Info/Propose a paper here: http://www.nomadit.co.uk/asa/asa2014/panels.php5?PanelID=2773
Contact if any queries here: [log in to unmask]
Long Abstract
To what extent is a sense of beauty stimulated through rich description and a capturing of the imagination? Insights are lost through an author's inability to captivate their audience. Movements gain momentum through leaders' ability to inspire action. Religions gain power through orators' depiction of glorious enlightenment. The sensuous frisson that accompanies a good tale has a resonant and mobilising force.
Working with creativity as a strategic response to "dealing with the unknown, the uncertain in our lives" (Borofsky 2001:69) allows for everyday creativity but also for significant moments. "Yet there is a sense in which artistic creation, rooted as it may be in the negotiated and partial practices of "flow" in everyday life, also achieves itself by standing out from that background of fluid improvisation of forms and becoming a foreground that crystallises into a new shape" (Strathern and Stewart 2009:xii).
Stories provide shape to the flow of life and ethnography is perfectly situated to throw forms of many kinds.

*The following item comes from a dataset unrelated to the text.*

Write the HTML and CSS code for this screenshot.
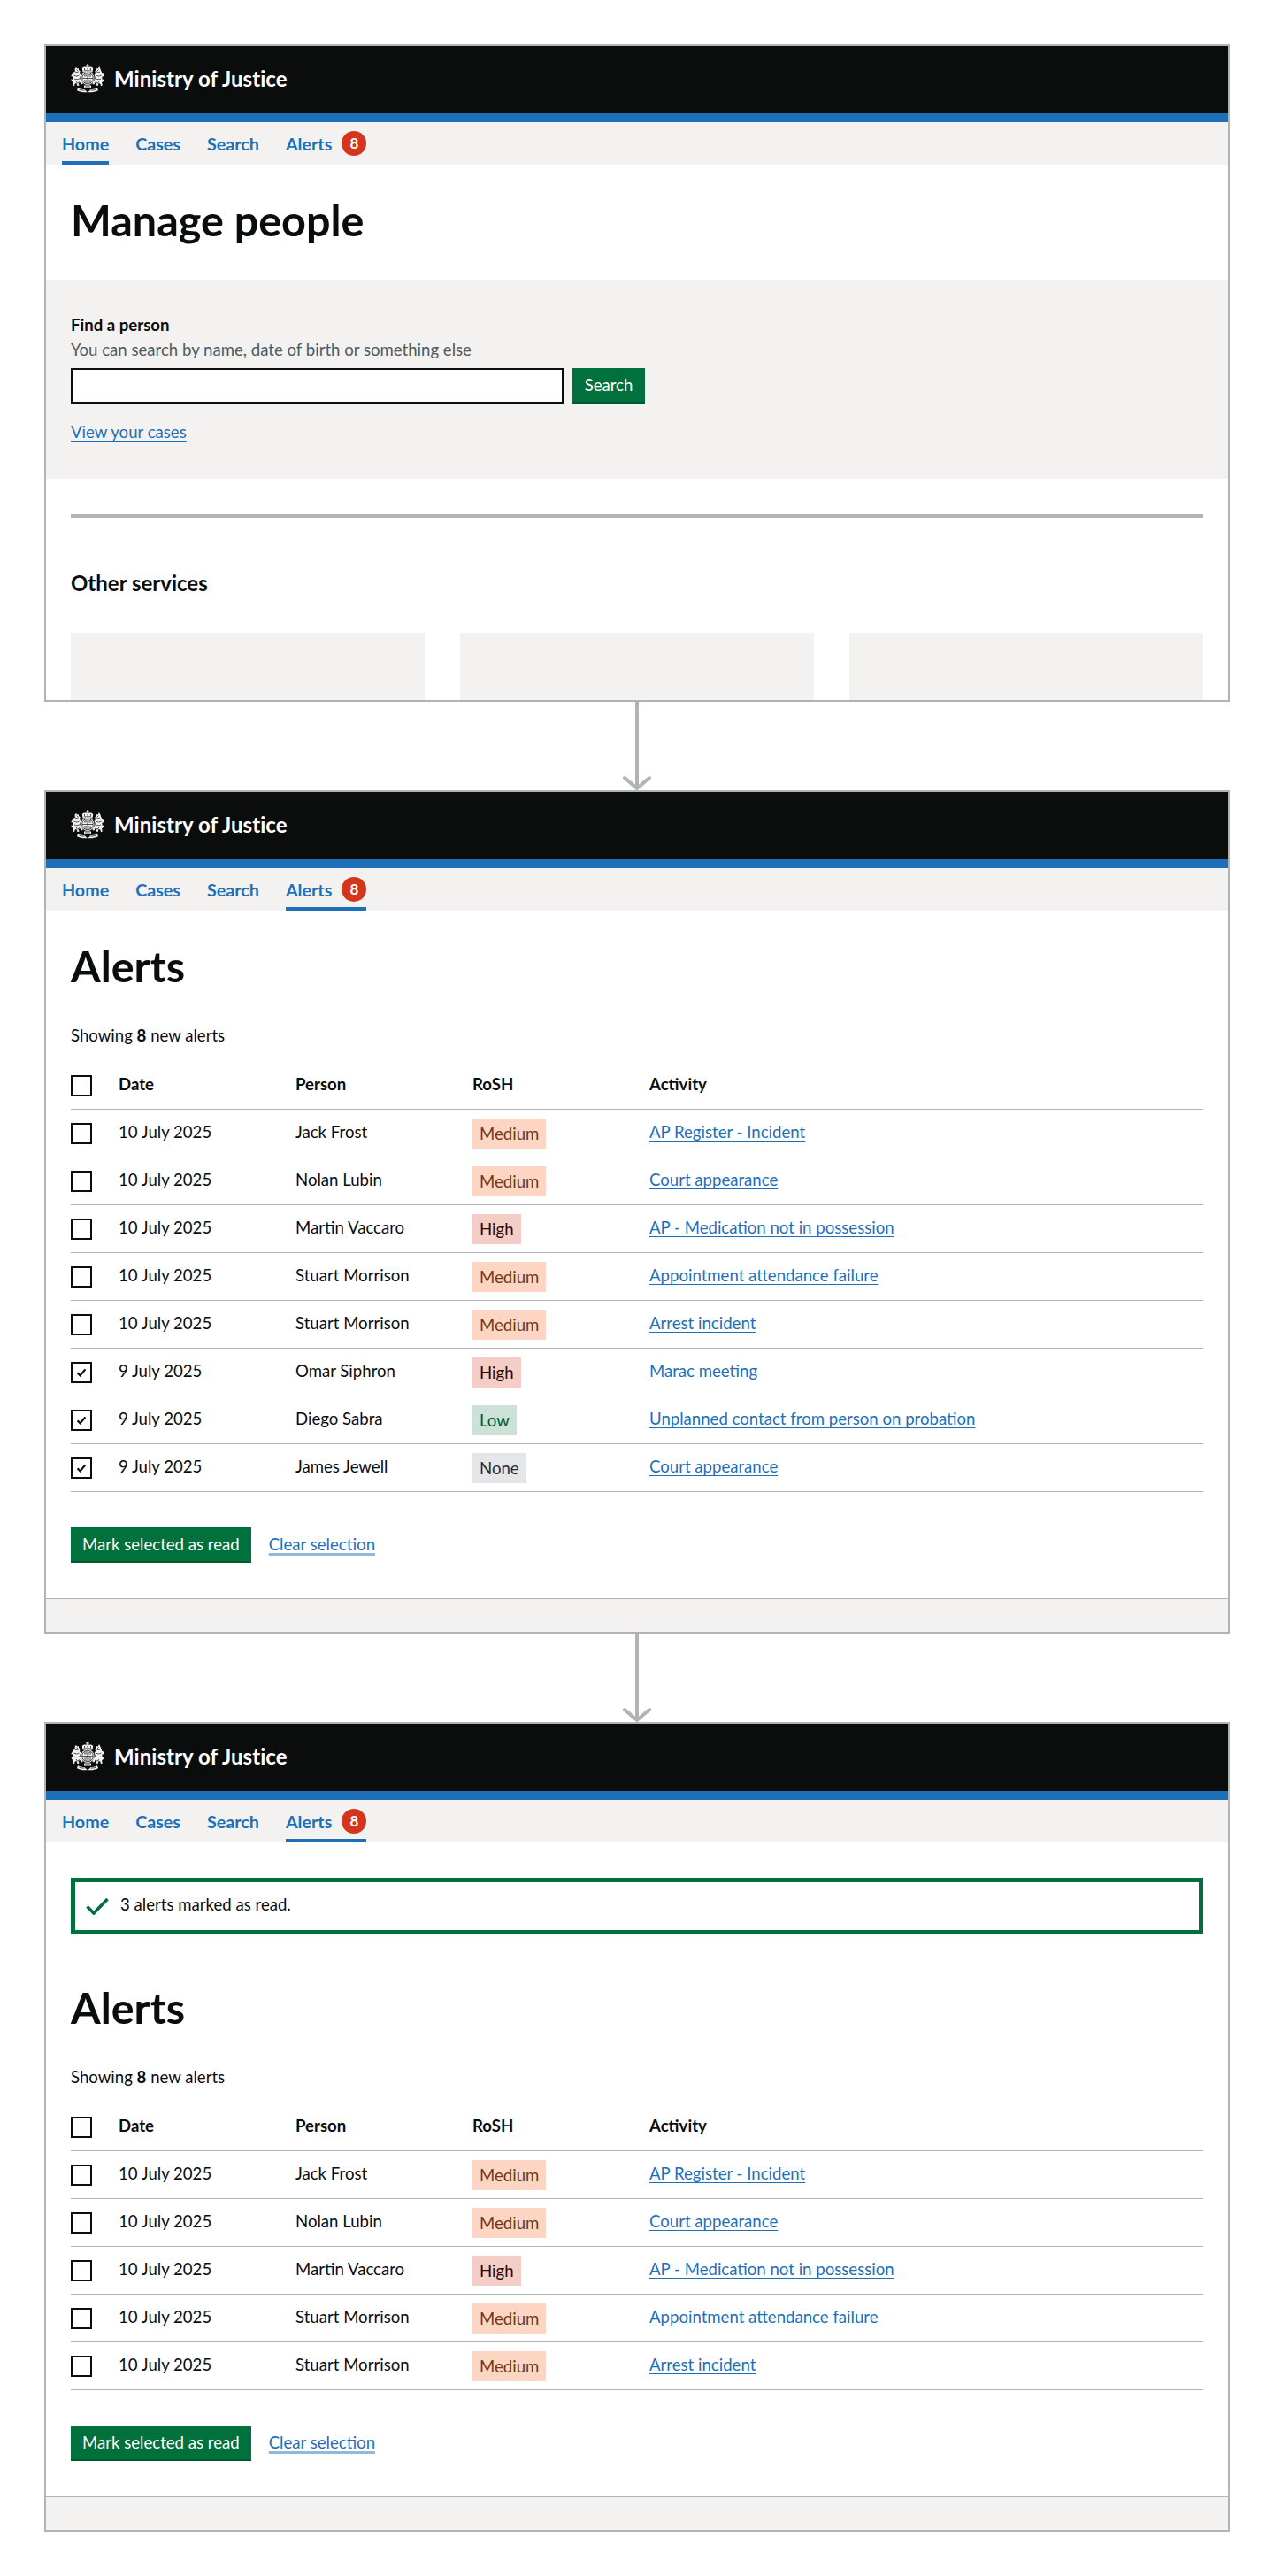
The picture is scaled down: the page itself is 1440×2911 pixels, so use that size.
FILE: index.html
```html
<!DOCTYPE html>
<html lang="en">
<head>
<meta charset="utf-8">
<title>Alerts flow</title>
<link rel="stylesheet" href="styles.css">
</head>
<body>
<svg class="defs" width="0" height="0" aria-hidden="true">
  <symbol id="crest" viewBox="0 0 38 34">
    <g fill="#f2f2f2">
      <path d="M18.400 0h1.200v1.200h1.200v1.200h-1.200v1.200h-1.200V2.400h-1.200V1.200h1.200z"/>
      <path d="M13.600 9.400 12.800 5.200c1.400-1.500 3-1.800 4.200-1.500l2-.7 2 .7c1.200-.3 2.800 0 4.200 1.500l-.8 4.200z"/>
      <path d="M4.600 5.600 6 4l1.200 1.400 1.600-.4.200 2 1.800 1.600-1 2 1.600 2.400-1 2 .4 3 1.600 1.600 1.200 3.400-1.800.4-1.600-2.600-1.600 1.600 1 2.400-2.200.2-1-3.200-1.800 1-.6 2.400-1.800-.6.800-3.400-2-1.400-.6-2.800 1.800 1.200.6-3.400-2.600-.8L3 9.600l1.800-.6z"/>
      <path d="M33.400 5.600 32 3l-1.200 2.400-1.600-.4-.2 2-1.800 1.600 1 2-1.600 2.400 1 2-.4 3-1.600 1.600-1.200 3.400 1.800.4 1.600-2.600 1.600 1.600-1 2 2.200.6 1-3.200 1.800 1 .6 2.400 1.800-.6-.8-3.400 2-1.400.6-2.800-1.800 1.200-.6-3.400 2.600-.8-.6-2.400-1.800-.6z"/>
      <circle cx="19" cy="16.500" r="7.600"/>
      <path d="M8 27.200c3 1.600 6 1.800 7.400 1.800l3.600 3.400 3.600-3.400c1.400 0 4.400-.2 7.400-1.800l1 3c-3.400 1.600-6.400 2-8 2H15c-1.600 0-4.600-.4-8-2z"/>
      <path d="M15 24.500h8v3h-8z"/>
    </g>
    <g fill="none" stroke="#0b0c0c" stroke-width=".7">
      <path d="M5 9c1.500 1 3 .5 4-.5M3.500 13c2 1.500 4.500 1 6 0M4 17c2 1 4 1 6.500-.5M6 20l1.500 2 2.500-1.500M6.500 6.500 8 8"/>
      <path d="M33 9c-1.500 1-3 .5-4-.5M34.500 13c-2 1.500-4.500 1-6 0M34 17c-2 1-4 1-6.500-.5M32 20l-1.500 2-2.500-1.500M31.500 6.500 30 8"/>
      <circle cx="19" cy="16.500" r="6.300"/>
      <path d="M14.800 7.800h8.400M15.500 5v2M19 4.800v2M22.500 5v2"/>
      <path d="M19 10.500v12M13 16.500h12M15 12h3M15 13.800h3M20.200 12.200h2.800M20.200 14h2.800M15 19h3M15 21h3M20.200 19h2.800M20.200 21h2.800"/>
      <path d="M9.500 29.200c2 .6 4 .9 6 .9M28.500 29.200c-2 .6-4 .9-6 .9M16.200 26h5.600"/>
    </g>
  </symbol>
  <symbol id="tick" viewBox="0 0 12 12">
    <path d="M1.600 6.400 4.600 9.400 10.400 2.400" fill="none" stroke="#0b0c0c" stroke-width="2.200"/>
  </symbol>
  <symbol id="arrow" viewBox="0 0 32 100">
    <path d="M16 0V98M2 86 16 98 30 86" fill="none" stroke="#b1b4b6" stroke-width="4" stroke-linecap="round"/>
  </symbol>
</svg>

<main class="page">

  <section class="frame frame-home">
    <header class="site-header">
      <svg class="crest"><use href="#crest"/></svg>
      <span class="org">Ministry of Justice</span>
    </header>
    <nav class="nav">
      <a class="nav-item active">Home</a>
      <a class="nav-item">Cases</a>
      <a class="nav-item">Search</a>
      <a class="nav-item">Alerts <span class="count">8</span></a>
    </nav>
    <div class="content">
      <h1 class="title">Manage people</h1>
    </div>
    <div class="search-panel">
      <div class="search-label">Find a person</div>
      <div class="search-hint">You can search by name, date of birth or something else</div>
      <div class="search-row">
        <div class="search-input"></div>
        <button class="btn search-btn"><span class="btn-text">Search</span></button>
      </div>
      <a class="link cases-link">View your cases</a>
    </div>
    <div class="services">
      <hr class="rule">
      <h2 class="subtitle">Other services</h2>
      <div class="cards">
        <div class="card"></div>
        <div class="card"></div>
        <div class="card"></div>
      </div>
    </div>
  </section>

  <svg class="arrow"><use href="#arrow"/></svg>

  <section class="frame">
    <header class="site-header">
      <svg class="crest"><use href="#crest"/></svg>
      <span class="org">Ministry of Justice</span>
    </header>
    <nav class="nav">
      <a class="nav-item">Home</a>
      <a class="nav-item">Cases</a>
      <a class="nav-item">Search</a>
      <a class="nav-item active">Alerts <span class="count">8</span></a>
    </nav>
    <div class="content">
      <h1 class="title">Alerts</h1>
      <p class="summary">Showing <b>8</b> new alerts</p>
      <table class="alerts">
        <thead>
          <tr><th><span class="check"></span></th><th>Date</th><th>Person</th><th>RoSH</th><th>Activity</th></tr>
        </thead>
        <tbody>
          <tr><td><span class="check"></span></td><td>10 July 2025</td><td>Jack Frost</td><td><span class="tag medium">Medium</span></td><td><a class="link">AP Register - Incident</a></td></tr>
          <tr><td><span class="check"></span></td><td>10 July 2025</td><td>Nolan Lubin</td><td><span class="tag medium">Medium</span></td><td><a class="link">Court appearance</a></td></tr>
          <tr><td><span class="check"></span></td><td>10 July 2025</td><td>Martin Vaccaro</td><td><span class="tag high">High</span></td><td><a class="link">AP - Medication not in possession</a></td></tr>
          <tr><td><span class="check"></span></td><td>10 July 2025</td><td>Stuart Morrison</td><td><span class="tag medium">Medium</span></td><td><a class="link">Appointment attendance failure</a></td></tr>
          <tr><td><span class="check"></span></td><td>10 July 2025</td><td>Stuart Morrison</td><td><span class="tag medium">Medium</span></td><td><a class="link">Arrest incident</a></td></tr>
          <tr><td><span class="check"><svg class="tick"><use href="#tick"/></svg></span></td><td>9 July 2025</td><td>Omar Siphron</td><td><span class="tag high">High</span></td><td><a class="link">Marac meeting</a></td></tr>
          <tr><td><span class="check"><svg class="tick"><use href="#tick"/></svg></span></td><td>9 July 2025</td><td>Diego Sabra</td><td><span class="tag low">Low</span></td><td><a class="link">Unplanned contact from person on probation</a></td></tr>
          <tr><td><span class="check"><svg class="tick"><use href="#tick"/></svg></span></td><td>9 July 2025</td><td>James Jewell</td><td><span class="tag none">None</span></td><td><a class="link">Court appearance</a></td></tr>
        </tbody>
      </table>
      <div class="actions">
        <button class="btn"><span class="btn-text">Mark selected as read</span></button>
        <a class="link clear">Clear selection</a>
      </div>
    </div>
    <footer class="foot"></footer>
  </section>

  <svg class="arrow"><use href="#arrow"/></svg>

  <section class="frame">
    <header class="site-header">
      <svg class="crest"><use href="#crest"/></svg>
      <span class="org">Ministry of Justice</span>
    </header>
    <nav class="nav">
      <a class="nav-item">Home</a>
      <a class="nav-item">Cases</a>
      <a class="nav-item">Search</a>
      <a class="nav-item active">Alerts <span class="count">8</span></a>
    </nav>
    <div class="content">
      <div class="flash">
        <svg class="flash-icon" viewBox="0 0 26 20"><path d="M1.500 10.500 9 18 24.500 2" fill="none" stroke="#00703c" stroke-width="3.600"/></svg>
        <span class="flash-text">3 alerts marked as read.</span>
      </div>
      <h1 class="title">Alerts</h1>
      <p class="summary">Showing <b>8</b> new alerts</p>
      <table class="alerts">
        <thead>
          <tr><th><span class="check"></span></th><th>Date</th><th>Person</th><th>RoSH</th><th>Activity</th></tr>
        </thead>
        <tbody>
          <tr><td><span class="check"></span></td><td>10 July 2025</td><td>Jack Frost</td><td><span class="tag medium">Medium</span></td><td><a class="link">AP Register - Incident</a></td></tr>
          <tr><td><span class="check"></span></td><td>10 July 2025</td><td>Nolan Lubin</td><td><span class="tag medium">Medium</span></td><td><a class="link">Court appearance</a></td></tr>
          <tr><td><span class="check"></span></td><td>10 July 2025</td><td>Martin Vaccaro</td><td><span class="tag high">High</span></td><td><a class="link">AP - Medication not in possession</a></td></tr>
          <tr><td><span class="check"></span></td><td>10 July 2025</td><td>Stuart Morrison</td><td><span class="tag medium">Medium</span></td><td><a class="link">Appointment attendance failure</a></td></tr>
          <tr><td><span class="check"></span></td><td>10 July 2025</td><td>Stuart Morrison</td><td><span class="tag medium">Medium</span></td><td><a class="link">Arrest incident</a></td></tr>
        </tbody>
      </table>
      <div class="actions">
        <button class="btn"><span class="btn-text">Mark selected as read</span></button>
        <a class="link clear">Clear selection</a>
      </div>
    </div>
    <footer class="foot"></footer>
  </section>

</main>
</body>
</html>
```

FILE: styles.css
```css
* { box-sizing: border-box; }

html, body { margin: 0; background: #fff; }

body {
  font-family: Lato, "Noto Sans", sans-serif;
  font-size: 18.6px;
  line-height: 25px;
  color: #0b0c0c;
}

.defs { position: absolute; }

.page {
  display: flex;
  flex-direction: column;
  align-items: center;
  padding: 50px 50px 0;
}

.frame {
  width: 100%;
  border: 2px solid #b1b4b6;
  background: #fff;
}

.frame-home {
  height: 743px;
  overflow: hidden;
}

.arrow {
  display: block;
  width: 32px;
  height: 100px;
  flex: none;
}

.site-header {
  height: 86px;
  padding: 0 28px 3px;
  background: #0b0c0c;
  border-bottom: 10px solid #1d70b8;
  display: flex;
  align-items: center;
  gap: 11px;
}

.crest { width: 38px; height: 34px; flex: none; }

.org {
  color: #fff;
  font-size: 24px;
  font-weight: 700;
  letter-spacing: .05px;
}

.nav {
  height: 48px;
  padding: 0 18px;
  background: #f3f2f1;
  display: flex;
  gap: 30px;
}

.nav-item {
  display: flex;
  align-items: center;
  gap: 11px;
  height: 48px;
  color: #1d70b8;
  font-size: 19.7px;
  font-weight: 700;
}

.nav-item.active { box-shadow: inset 0 -4px #1d70b8; }

.count {
  width: 28px;
  height: 28px;
  border-radius: 50%;
  background: #d4351c;
  color: #fff;
  font-size: 17px;
  font-weight: 700;
  line-height: 28px;
  text-align: center;
}

.content { padding: 40px 28px 40px; }

.title {
  margin: 0 0 46px;
  font-size: 48.5px;
  line-height: 44px;
  font-weight: 700;
}

.frame-home .title { margin-bottom: 6px; }

.search-panel {
  height: 225px;
  padding: 39px 28px 0;
  background: #f3f2f1;
}

.search-label { font-weight: 700; line-height: 25px; }

.search-hint { color: #505a5f; line-height: 31px; }

.search-row {
  display: flex;
  gap: 10px;
  margin: 5px 0 20px;
}

.search-input {
  width: 557px;
  height: 40px;
  border: 2px solid #0b0c0c;
  background: #fff;
}

.btn {
  height: 40px;
  padding: 0 13px;
  border: 0;
  background: #00703c;
  box-shadow: inset 0 -2px #005a30;
  color: #fff;
  font: inherit;
}

.btn-text { position: relative; top: -1px; }

.search-btn { width: 82px; padding: 0; }

.link {
  color: #1d70b8;
  text-decoration: underline;
  text-decoration-thickness: 1px;
  text-underline-offset: 3px;
}

.services { padding: 40px 28px 0; }

.rule {
  height: 4px;
  margin: 0;
  border: 0;
  background: #b1b4b6;
}

.subtitle {
  margin: 59px 0 41px;
  font-size: 24px;
  line-height: 30px;
  font-weight: 700;
}

.cards {
  display: grid;
  grid-template-columns: repeat(3, 1fr);
  gap: 40px;
}

.card { height: 200px; background: #f3f2f1; }

.summary { margin: -1px 0 17px; }

.alerts {
  width: 100%;
  table-layout: fixed;
  border-collapse: separate;
  border-spacing: 0;
}

.alerts th, .alerts td {
  height: 54px;
  padding: 0;
  border-bottom: 1px solid #b1b4b6;
  text-align: left;
  vertical-align: middle;
}

.alerts th:not(:first-child),
.alerts td:nth-child(2),
.alerts td:nth-child(3),
.alerts td:nth-child(5) { padding-bottom: 2px; }

.alerts th { font-weight: 700; }

.alerts th:first-child { width: 54px; }
.alerts th:nth-child(2), .alerts th:nth-child(3), .alerts th:nth-child(4) { width: 200px; }

.check {
  display: flex;
  align-items: center;
  justify-content: center;
  width: 24px;
  height: 24px;
  border: 2px solid #0b0c0c;
  background: #fff;
}

.tick { width: 12px; height: 12px; }

.tag {
  display: inline-block;
  height: 34px;
  padding: 0 8px;
  line-height: 34px;
  vertical-align: middle;
}

.medium { background: #fcd6c3; color: #6e3619; }
.high { background: #f4cdc6; color: #2a0b06; }
.low { background: #cce2d8; color: #005a30; }
.none { background: #e5e6e7; color: #282d30; }

.actions {
  display: flex;
  align-items: center;
  gap: 20px;
  margin-top: 40px;
}

.clear {
  margin-bottom: 2px;
  text-decoration-color: #8eb8dc;
  text-decoration-thickness: 3px;
}

.foot {
  height: 38px;
  background: #f3f2f1;
  border-top: 1px solid #b1b4b6;
}

.flash {
  display: flex;
  align-items: center;
  gap: 13px;
  height: 64px;
  margin-bottom: 60px;
  padding: 0 12px;
  border: 5px solid #00703c;
}

.flash-icon { width: 26px; height: 20px; flex: none; }

.flash-text { margin-bottom: 3px; }
```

We are interested in what happens when the story takes hold and emerges as an independent crystallisation of ethnographic experience. Furthermore, what happens if anthropologists allow a fictive element to lead their output rather than just obscure identities of informants?
This panel asks for papers that explore (and practise) providing anthropological insight for mainstream audiences using storytelling as a rhetorical device. Possibilities might include ethnographically rich descriptions, fictional stories inspired by ethnographic research or playful interventions. All submissions should seek to engage and captivate participants.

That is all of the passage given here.